At one point, he also acknowledged that the path of U.N. Security Council authorization was untenable: “If Russia prevents the United Nations from dealing with it, we can sit acquiescent, or we can do something about it.” This suggests that Mattis was mindful of international law, not just domestic law, which he also discussed during the hearing. And on Tuesday, after the strike, Mattis stated that the U.S., along with the United Kingdom and France, “did what we believe was right under international law,” but he did not specify a legal basis for that claim.

Yet when Mattis seemingly did try to offer an international legal basis last Thursday, the conception of self-defense he described was not actually self-defense, which would have required an attack on U.S. forces by Syrian government forces. It wasn’t even anticipatory self-defense, which would have been legal and would have required that an attack was “imminent and unavoidable.” Rather, the idea explained by Mattis amounted to a preventive strike based on a highly speculative threat. As Scott Sagan and Allen Weiner bluntly explained in a New York Times op-ed earlier this month—in rebutting National Security Adviser John Bolton’s recent argument that such a strike against North Korea would be legal—a preventive strike is “aggression” and therefore illegal.

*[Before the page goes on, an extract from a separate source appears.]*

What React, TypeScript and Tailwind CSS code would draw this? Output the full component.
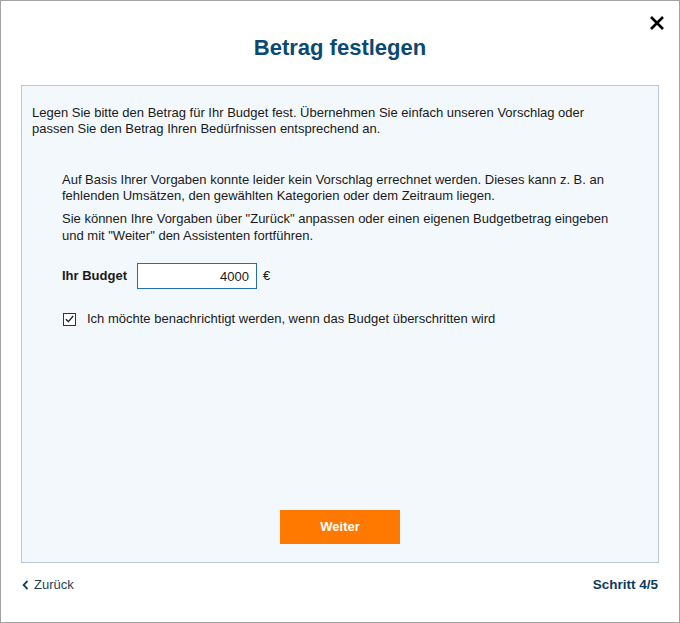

That Mattis’ reasoning before Congress last week echoed, or expanded upon, Bolton’s faulty preventive strike approach is also concerning for what it might foreshadow. What might it mean if this outlook is applied to North Korea and its nuclear weapons program, for example? In short, if Mattis’ reasoning is at all indicative of the Trump administration’s national security calculus moving forward, and if it’s fused with Bolton’s own views, it portends some plainly terrifying scenarios.

To be fair, Mattis’ self-defense remark may have simply been an impromptu or extemporaneous mistake by a non-lawyer in the flurry of a congressional hearing. Mattis did, after all, demonstrate caution in other ways—by reportedly arguing for a more limited strike against targets connected to Syria’s chemical weapons program instead of a more aggressive version supported by Bolton, a battle Mattis won, and reportedly encouraging Trump to secure congressional authorization prior to the strike, a battle Mattis lost. (On Wednesday, both the White House and Mattis denied that he’d advocated for congressional authorization.) It remains to be seen how Trump might resolve potential clashes in the future between Mattis and Bolton, who, unlike his predecessor, reportedly “is not expected to defer to the defense secretary.” But if the administration—with or without Mattis’ support—is, in fact, contemplating or embracing such a dangerous and legally unmoored perspective on preventive strikes, it should be made fully clear to our political representatives, expert communities, and the public writ large so they can at least contest and debate it.